[Start]
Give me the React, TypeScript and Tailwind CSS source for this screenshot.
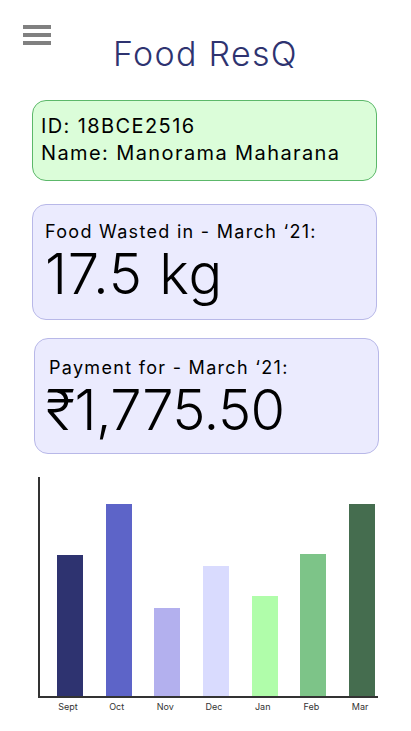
import React from 'react';

const bars = [
    { label: 'Sept', h: 141, color: 'bg-[#2e3370]' },
    { label: 'Oct', h: 192, color: 'bg-[#5d64c8]' },
    { label: 'Nov', h: 88, color: 'bg-[#b3b0ee]' },
    { label: 'Dec', h: 130, color: 'bg-[#d9dbfe]' },
    { label: 'Jan', h: 100, color: 'bg-[#b0fdaa]' },
    { label: 'Feb', h: 142, color: 'bg-[#7dc488]' },
    { label: 'Mar', h: 192, color: 'bg-[#456d4f]' },
];

export default function App() {
    return (
        <div className="w-[411px] h-[731px] bg-white overflow-hidden text-black" style={{ fontFamily: 'Inter, "DejaVu Sans", sans-serif' }}>
            {/* header */}
            <div className="grid grid-cols-[1fr_auto_1fr] pt-[25px]">
                <div className="pl-[23px] flex flex-col gap-[4px]">
                    <div className="w-[28px] h-[4px] bg-[#808080]" />
                    <div className="w-[28px] h-[4px] bg-[#808080]" />
                    <div className="w-[28px] h-[4px] bg-[#808080]" />
                </div>
                <h1 className="mt-[7px] text-[34px] leading-[44px] text-[#2e3370] tracking-[1.3px] font-light">Food ResQ</h1>
                <div />
            </div>

            {/* id card */}
            <div className="mt-[24px] ml-[32px] w-[345px] h-[81px] rounded-[14px] border border-[#5cb86a] bg-[#dbfdd9] pl-[8px] pt-[12px] text-[20px] leading-[27px] tracking-[1.4px]">
                <p>ID: 18BCE2516</p>
                <p>Name: Manorama Maharana</p>
            </div>

            {/* food wasted */}
            <div className="mt-[23px] ml-[32px] w-[345px] h-[116px] rounded-[14px] border border-[#b8b8e8] bg-[#ebebfe] pl-[12px] pt-[14px]">
                <p className="text-[18px] leading-[26px] tracking-[1.3px]">Food Wasted in - March ‘21:</p>
                <p className="text-[56px] leading-[58px] font-light tracking-[0.8px]">17.5 kg</p>
            </div>

            {/* payment */}
            <div className="mt-[18px] ml-[34px] w-[345px] h-[116px] rounded-[14px] border border-[#b8b8e8] bg-[#ebebfe] pl-[14px] pt-[16px]">
                <p className="text-[18px] leading-[26px] tracking-[1.3px]">Payment for - March ‘21:</p>
                <p className="-ml-[3px] text-[56px] leading-[58px] font-light tracking-[-0.6px]">₹1,775.50</p>
            </div>

            {/* chart */}
            <div className="mt-[23px] ml-[38px] w-[340px]">
                <div className="h-[221px] border-l-2 border-b-2 border-[#333] flex items-end pl-[17px] gap-[22.7px]">
                    {bars.map((b) => (
                        <div key={b.label} className={`w-[26px] ${b.color}`} style={{ height: b.h }} />
                    ))}
                </div>
                <div className="flex pl-[17px] gap-[22.7px]">
                    {bars.map((b) => (
                        <div key={b.label} className="w-[26px] flex justify-center">
                            <span className="text-[9px] leading-[18px] text-[#333] whitespace-nowrap">{b.label}</span>
                        </div>
                    ))}
                </div>
            </div>
        </div>
    );
}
[End]
▸ **AIM**:
Copy each line in full and exactly, omitting any picture.

▸ **SOLUTION TO THIS PROBLEM**:
Give me the React, TypeScript and Tailwind CSS source for this screenshot.
import React from 'react';

const bars = [
    { label: 'Sept', h: 141, color: 'bg-[#2e3370]' },
    { label: 'Oct', h: 192, color: 'bg-[#5d64c8]' },
    { label: 'Nov', h: 88, color: 'bg-[#b3b0ee]' },
    { label: 'Dec', h: 130, color: 'bg-[#d9dbfe]' },
    { label: 'Jan', h: 100, color: 'bg-[#b0fdaa]' },
    { label: 'Feb', h: 142, color: 'bg-[#7dc488]' },
    { label: 'Mar', h: 192, color: 'bg-[#456d4f]' },
];

export default function App() {
    return (
        <div className="w-[411px] h-[731px] bg-white overflow-hidden text-black" style={{ fontFamily: 'Inter, "DejaVu Sans", sans-serif' }}>
            {/* header */}
            <div className="grid grid-cols-[1fr_auto_1fr] pt-[25px]">
                <div className="pl-[23px] flex flex-col gap-[4px]">
                    <div className="w-[28px] h-[4px] bg-[#808080]" />
                    <div className="w-[28px] h-[4px] bg-[#808080]" />
                    <div className="w-[28px] h-[4px] bg-[#808080]" />
                </div>
                <h1 className="mt-[7px] text-[34px] leading-[44px] text-[#2e3370] tracking-[1.3px] font-light">Food ResQ</h1>
                <div />
            </div>

            {/* id card */}
            <div className="mt-[24px] ml-[32px] w-[345px] h-[81px] rounded-[14px] border border-[#5cb86a] bg-[#dbfdd9] pl-[8px] pt-[12px] text-[20px] leading-[27px] tracking-[1.4px]">
                <p>ID: 18BCE2516</p>
                <p>Name: Manorama Maharana</p>
            </div>

            {/* food wasted */}
            <div className="mt-[23px] ml-[32px] w-[345px] h-[116px] rounded-[14px] border border-[#b8b8e8] bg-[#ebebfe] pl-[12px] pt-[14px]">
                <p className="text-[18px] leading-[26px] tracking-[1.3px]">Food Wasted in - March ‘21:</p>
                <p className="text-[56px] leading-[58px] font-light tracking-[0.8px]">17.5 kg</p>
            </div>

            {/* payment */}
            <div className="mt-[18px] ml-[34px] w-[345px] h-[116px] rounded-[14px] border border-[#b8b8e8] bg-[#ebebfe] pl-[14px] pt-[16px]">
                <p className="text-[18px] leading-[26px] tracking-[1.3px]">Payment for - March ‘21:</p>
                <p className="-ml-[3px] text-[56px] leading-[58px] font-light tracking-[-0.6px]">₹1,775.50</p>
            </div>

            {/* chart */}
            <div className="mt-[23px] ml-[38px] w-[340px]">
                <div className="h-[221px] border-l-2 border-b-2 border-[#333] flex items-end pl-[17px] gap-[22.7px]">
                    {bars.map((b) => (
                        <div key={b.label} className={`w-[26px] ${b.color}`} style={{ height: b.h }} />
                    ))}
                </div>
                <div className="flex pl-[17px] gap-[22.7px]">
                    {bars.map((b) => (
                        <div key={b.label} className="w-[26px] flex justify-center">
                            <span className="text-[9px] leading-[18px] text-[#333] whitespace-nowrap">{b.label}</span>
                        </div>
                    ))}
                </div>
            </div>
        </div>
    );
}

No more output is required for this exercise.